While in Fredericton in 1940, Lucy, along with fellow artist Pegi Nicol MacLeod and Margaret MacKenzie, wife of UNB President Norman MacKenzie, worked to transform the long-unused UNB Observatory into an art centre. During the war years, in addition to her teaching and mentoring activities at the Art Centre, Ms. Jarvis operated a rural circuit for the National Film Board War Information Service, showing films throughout rural New Brunswick. From 1944-1946 she was also an art instructor at the Provincial Normal School in Fredericton. In 1946 Lucy Jarvis became a full-time member of the UNB Faculty as Director of Art, a position she retained until 1960. She had spent a sabbatical year of 1954-1955 in France. After leaving UNB, Ms. Jarvis was awarded a Canada Council Fellowship grant which enabled her to spend more time abroad, travelling and studying in various European studios.

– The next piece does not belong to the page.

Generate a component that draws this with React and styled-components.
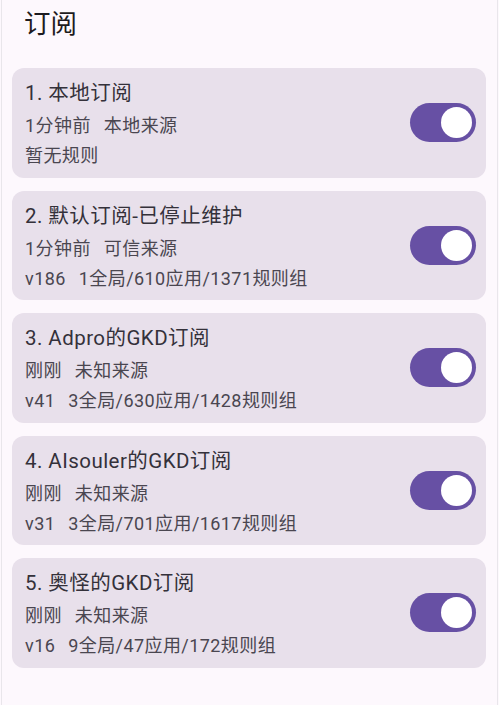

Upon her return to Canada, Lucy Jarvis settled at Pembroke Dyke near Yarmouth in Nova Scotia where she continued to paint and play an active role in the arts community. To celebrate its 45th anniversary in 1985, the UNB Art Centre presented an exhibition entitled "Visual Experiences of Lucy Jarvis" which included a chronological assemblage of more than seventy works covering Ms. Jarvis's creative period from 1930-1983. Her work is represented in many private collections, and in the collections of the University of New Brunswick, the Beaverbrook Art Gallery, the New Brunswick Museum, and the University of Toronto. Lucy Jarvis died on 24 May 1985 at Yarmouth in her 89th year and is buried in Saint John.